Reputation: 18
I have a large dataset I need to run a few short operations over repeatedly in Python. As the dataset grows, the runtime of the entire process grows quadratically. Obviously, there are ways to batch these operations so that they run faster, but I want to measure which operations are taking the most compute time before I try to optimize them.
However, when I try to measure the runtime of the operations, I am getting inconsistent results. In other words, the sum of the runtimes of each operation is not close to the total runtime. I've constructed a simple example.
import time
import tqdm
all_times = {"Mult":0,"Add":0,"Full":0}
s1 = time.process_time()
for i in tqdm.tqdm(range(int(1e4))):
for j in range(i):
s = time.process_time()
z = i*i
all_times["Mult"] += (time.process_time() - s)
s = time.process_time()
z = i+i
all_times["Add"] += (time.process_time() - s)
all_times["Full"] += (time.process_time() - s1)
print(all_times)
Resulting in something like {'Mult': 17.977712000036018, 'Add': 17.74207199997629, 'Full': 69.089015}
where my real-world clock measured time is also ~70 seconds.
The only things not being measured in "Mult" and "Add" are the timing operations themselves, and the incrementation of i
and j
. If I remove the inner timing operations, the runtime of the process as a whole is not really affected.
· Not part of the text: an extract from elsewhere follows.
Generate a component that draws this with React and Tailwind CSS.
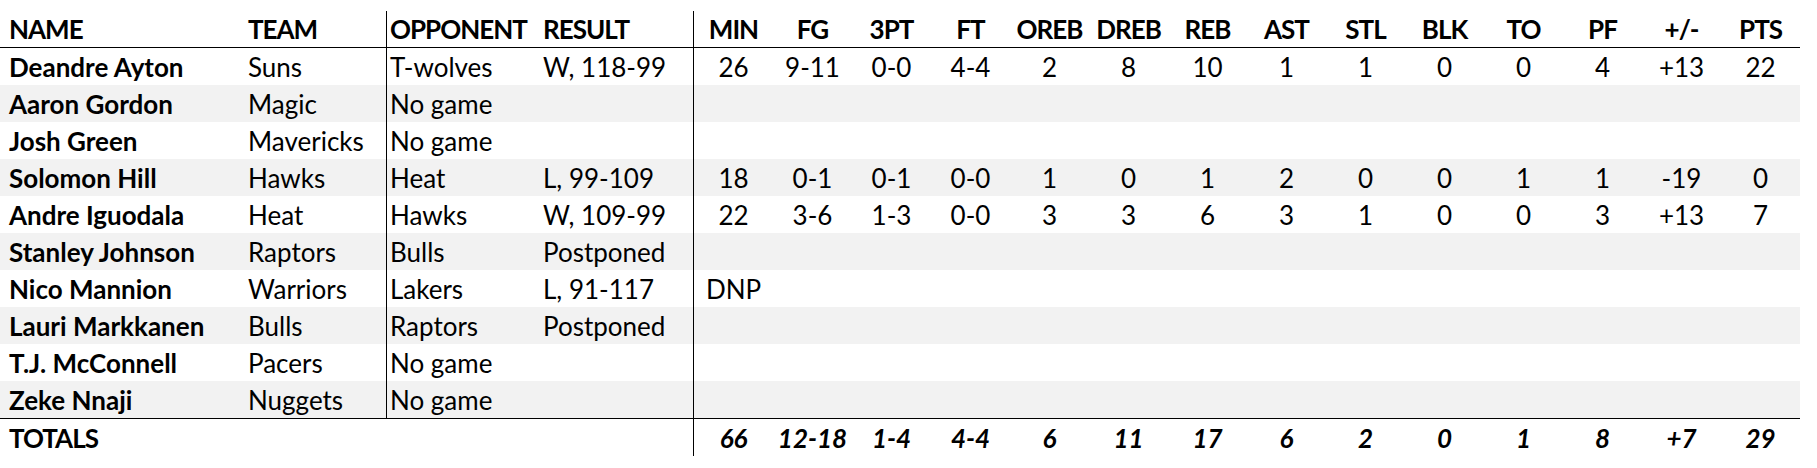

Surely, incrementing these iterators cannot be that expensive.
How do I measure these shorter operations more accurately?
Upvotes: 0
Views: 231
Reputation: 20798
First, as you add code for timing in your code, you're changing what you're observing.
You can use timeit
https://docs.python.org/3/library/timeit.html to check on timing of a piece of code.
Or to see the execution for each function, you should use cProfile
python -m cProfile mycode.py
You can even save a profile file and then analyze it to generate a FlameGraph https://www.brendangregg.com/flamegraphs.html
To do that, save the profile like:
python -m cProfile -o profile.prof mycode.py
then use flameprof
https://github.com/baverman/flameprof
pip install flameprof
Then
python flameprof.py profile.prof > output.svg
Open the SVG in your browser to see the Flame graph
Upvotes: 1